By SHELBY SCHROEDER
The play relates the story of a 1993 inmate uprising in Lucasville, Ohio.
An original Youngstown play will be under the spotlight on a New York City stage come August.
“Lucasville,” an adaptation of the book “Lucasville: The Untold Story Of A Prison Uprising,” by Niles author Staughton Lynd, was selected as part of the 12th annual New York International Fringe Festival (FringeNYC).
“Lucasville” is the story of the inmate uprising at the Southern Ohio Correctional Facility in Lucasville, Ohio, in 1993. Lynd wrote the book to chronicle the deaths of nine inmates and one guard, and the trials that led to death sentences for five prisoners. Lynd argues in his book that faulty inmate testimony and a biased jury wrongly put the five men on death row.

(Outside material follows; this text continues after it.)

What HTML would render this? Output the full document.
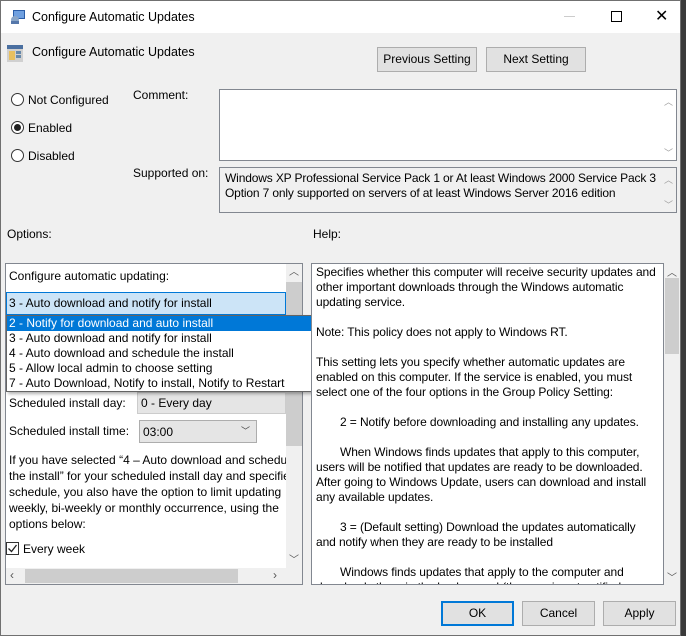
<!DOCTYPE html>
<html><head><meta charset="utf-8"><style>
*{margin:0;padding:0;box-sizing:border-box}
body{width:686px;height:636px;background:#3a3a3a;font-family:"Liberation Sans",sans-serif;font-size:12px;color:#000;position:relative;overflow:hidden}
.win{position:absolute;left:0;top:0;width:681px;height:636px;background:#f0f0f0;border:1px solid #707070}
.a{position:absolute;white-space:nowrap}
.title{position:absolute;left:0;top:0;width:679px;height:32px;background:#fff}
.btn{position:absolute;background:#e1e1e1;border:1px solid #adadad;text-align:center;line-height:23px}
.box{position:absolute;background:#fff;border:1px solid #828790}
.radio{position:absolute;width:13px;height:13px;border:1px solid #333;border-radius:50%;background:#fff}
.sb{position:absolute;background:#f0f0f0}
.arr{position:absolute;color:#a0a0a0;font-size:9px}
.help div{position:absolute;left:4px;white-space:nowrap;letter-spacing:-0.1px}
</style></head><body>
<div class="win">
<div class="title"></div>
<svg class="a" style="left:9px;top:8px" width="16" height="16"><rect x="3" y="1" width="12" height="9" fill="#2a5da8"/><rect x="4" y="2" width="10" height="7" fill="#6fa0e0"/><circle cx="5" cy="11" r="4" fill="#8aa6c8"/><rect x="1" y="12" width="8" height="3" fill="#5577aa"/></svg>
<div class="a" style="left:31px;top:9px;font-size:12.5px">Configure Automatic Updates</div>
<div class="a" style="left:563px;top:15px;width:11px;height:1px;background:#ccc"></div>
<div class="a" style="left:610px;top:10px;width:11px;height:11px;border:1px solid #000"></div>
<div class="a" style="left:654px;top:5px;font-size:16px">✕</div>
<svg class="a" style="left:6px;top:44px" width="16" height="17"><rect x="0" y="0" width="16" height="17" fill="#d0d0d0"/><rect x="0" y="0" width="16" height="4" fill="#4a6fa0"/><rect x="2" y="6" width="6" height="9" fill="#e8c060"/><rect x="9" y="6" width="5" height="3" fill="#6688aa"/><rect x="9" y="10" width="5" height="3" fill="#6688aa"/></svg>
<div class="a" style="left:31px;top:44px;font-size:12.5px">Configure Automatic Updates</div>
<div class="btn" style="left:376px;top:46px;width:100px;height:25px">Previous Setting</div>
<div class="btn" style="left:485px;top:46px;width:100px;height:25px">Next Setting</div>
<div class="radio" style="left:10px;top:92px"></div><div class="a" style="left:27px;top:92px">Not Configured</div>
<div class="radio" style="left:10px;top:120px"></div><div class="a" style="left:13px;top:123px;width:7px;height:7px;border-radius:50%;background:#222"></div><div class="a" style="left:27px;top:120px">Enabled</div>
<div class="radio" style="left:10px;top:148px"></div><div class="a" style="left:27px;top:148px">Disabled</div>
<div class="a" style="left:132px;top:87px">Comment:</div>
<div class="box" style="left:218px;top:88px;width:458px;height:72px"></div>
<div class="arr" style="left:663px;top:94px">︿</div><div class="arr" style="left:663px;top:145px">﹀</div>
<div class="a" style="left:132px;top:165px">Supported on:</div>
<div class="box" style="left:218px;top:166px;width:458px;height:46px;background:#f0f0f0"></div>
<div class="a" style="left:224px;top:170px;letter-spacing:-0.15px">Windows XP Professional Service Pack 1 or At least Windows 2000 Service Pack 3</div>
<div class="a" style="left:224px;top:185px;letter-spacing:-0.15px">Option 7 only supported on servers of at least Windows Server 2016 edition</div>
<div class="arr" style="left:663px;top:172px">︿</div><div class="arr" style="left:663px;top:197px">﹀</div>
<div class="a" style="left:6px;top:226px">Options:</div>
<div class="a" style="left:312px;top:226px">Help:</div>

<!-- options panel -->
<div class="box" style="left:4px;top:262px;width:298px;height:322px;border-color:#828790"></div>
<div class="sb" style="left:285px;top:263px;width:16px;height:304px"></div>
<div class="a" style="left:285px;top:281px;width:16px;height:164px;background:#cdcdcd"></div>
<div class="a" style="left:288px;top:262px;font-size:10px;color:#555">︿</div>
<div class="a" style="left:288px;top:550px;font-size:10px;color:#555">﹀</div>
<div class="sb" style="left:5px;top:567px;width:296px;height:16px"></div>
<div class="a" style="left:24px;top:568px;width:213px;height:14px;background:#cdcdcd"></div>
<div class="a" style="left:9px;top:567px;color:#555">‹</div><div class="a" style="left:272px;top:567px;color:#555">›</div>
<div class="a" style="left:8px;top:268px">Configure automatic updating:</div>
<div class="a" style="left:5px;top:291px;width:280px;height:23px;background:#cce4f7;border:1px solid #0078d7"></div>
<div class="a" style="left:8px;top:295px">3 - Auto download and notify for install</div>
<div class="a" style="left:136px;top:391px;width:149px;height:22px;background:#e5e5e5;border:1px solid #ccc"></div>
<div class="a" style="left:140px;top:395px">0 - Every day</div>
<div class="a" style="left:8px;top:395px">Scheduled install day:</div>
<div class="a" style="left:8px;top:423px">Scheduled install time:</div>
<div class="a" style="left:138px;top:419px;width:118px;height:23px;background:#e5e5e5;border:1px solid #adadad"></div>
<div class="a" style="left:142px;top:424px">03:00</div>
<div class="a" style="left:240px;top:423px;font-size:9px;color:#444">﹀</div>
<div class="a" style="left:8px;top:451px;line-height:16px;width:277px;overflow:hidden">If you have selected “4 – Auto download and schedule<br>the install” for your scheduled install day and specified<br>schedule, you also have the option to limit updating<br>weekly, bi-weekly or monthly occurrence, using the<br>options below:</div>
<div class="a" style="left:5px;top:541px;width:13px;height:13px;border:1px solid #333;background:#fff"></div>
<svg class="a" style="left:6px;top:542px" width="11" height="11"><path d="M1.5 5.5 L4.5 8.5 L9.5 2" stroke="#222" stroke-width="1.3" fill="none"/></svg>
<div class="a" style="left:22px;top:541px">Every week</div>
<!-- dropdown -->
<div class="a" style="left:5px;top:314px;width:315px;height:77px;background:#fff;border:1px solid #646464;box-shadow:2px 2px 3px rgba(0,0,0,.3)"></div>
<div class="a" style="left:6px;top:315px;width:313px;height:15px;background:#0078d7"></div>
<div class="a" style="left:8px;top:315px;color:#fff">2 - Notify for download and auto install</div>
<div class="a" style="left:8px;top:330px">3 - Auto download and notify for install</div>
<div class="a" style="left:8px;top:345px">4 - Auto download and schedule the install</div>
<div class="a" style="left:8px;top:360px">5 - Allow local admin to choose setting</div>
<div class="a" style="left:8px;top:375px">7 - Auto Download, Notify to install, Notify to Restart</div>

<!-- help -->
<div class="box help" style="left:310px;top:262px;width:353px;height:322px;overflow:hidden;border-color:#828790">
<div style="top:1px">Specifies whether this computer will receive security updates and</div>
<div style="top:16px">other important downloads through the Windows automatic</div>
<div style="top:31px">updating service.</div>
<div style="top:61px">Note: This policy does not apply to Windows RT.</div>
<div style="top:91px">This setting lets you specify whether automatic updates are</div>
<div style="top:106px">enabled on this computer. If the service is enabled, you must</div>
<div style="top:121px">select one of the four options in the Group Policy Setting:</div>
<div style="top:151px;left:28px">2 = Notify before downloading and installing any updates.</div>
<div style="top:181px;left:28px">When Windows finds updates that apply to this computer,</div>
<div style="top:196px">users will be notified that updates are ready to be downloaded.</div>
<div style="top:211px">After going to Windows Update, users can download and install</div>
<div style="top:226px">any available updates.</div>
<div style="top:256px;left:28px">3 = (Default setting) Download the updates automatically</div>
<div style="top:271px">and notify when they are ready to be installed</div>
<div style="top:301px;left:28px">Windows finds updates that apply to the computer and</div>
<div style="top:316px">downloads them in the background (the user is not notified</div>
</div>
<div class="a" style="left:664px;top:277px;width:14px;height:76px;background:#cdcdcd"></div>
<div class="a" style="left:666px;top:263px;font-size:10px;color:#555">︿</div>
<div class="a" style="left:666px;top:568px;font-size:10px;color:#555">﹀</div>

<div class="btn" style="left:440px;top:600px;width:73px;height:25px;border:2px solid #0078d7;line-height:21px">OK</div>
<div class="btn" style="left:521px;top:600px;width:73px;height:25px">Cancel</div>
<div class="btn" style="left:602px;top:600px;width:73px;height:25px">Apply</div>
</div>
</body></html>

The book came to the stage after Lynd presented actor Gary Anderson with a copy following one of Anderson’s shows in Youngstown. Anderson quickly took interest in the project, and helped co-write a play. Soon after, actors from the production “The Exonerated” at the Oakland Center for the Arts were recruited for the performance.
The show, which has toured several cities in the past two years, was one of approximately 200 acts chosen for the festival. Elena K. Holy, producing artistic director for FringeNYC, said jurors for the festival eliminate around 75 percent of entries, in search of “innovative, vibrant and diverse” pieces.
Lynd called the selection process “excruciating,” with about 100 adjudicators reviewing and ranking shows.
Holy said the passion the “Lucasville” crew showed for the story made the project leap off the page, and “made the application glow.”
That’s because the play is based on a very real story of five men who are still incarcerated, said Ray Beiersdorfer.
Beiersdorfer, the producer of “Lucasville,” said the actors and stage crew are hopeful that their play leads to renewed interest in the story. With the likelihood of being mentioned in New York entertainment publications, he said, “I’m hoping it will actually go over to the news pages as well.”
Ultimately, the attention could lead Ohio Gov. Ted Strickland to reopen an investigation into the Lucasville 5, he said.
Beiersdorfer also sees the production as a great opportunity for the play’s director, Youngstown State University student Brandon Martin. At 23, Martin said taking the play to New York City has been the biggest opportunity he’s received. Still, he regards the story as most important.
“I want for the five guys’ story to get out, before any theatrical aspect,” Martin said.
Holy said “Lucasville” drew a remarkable reaction from the other participants at a meeting to review the list of this year’s performances.
“They can’t wait to help support and embrace this show,” she said. “And that goes double for our volunteer staff.”
FringeNYC has not yet posted a lineup for the shows, which will be Aug. 8-24. Information will be provided through the festival’s Web site, www.FringeNYC.org.
The “Lucasville” crew also plans a kick-off in Youngstown to show audiences the faster-paced, audience-inclusive version Martin and the cast have prepared for the festival.
FringeNYC is North America’s largest mixed-arts gathering, modeled after the Fringe Festival in Edinburgh, Scotland. Along with plays, the event is host to a range of performances, from stand-up comedy, vaudeville and puppetry to clowns, musicals, dances and more.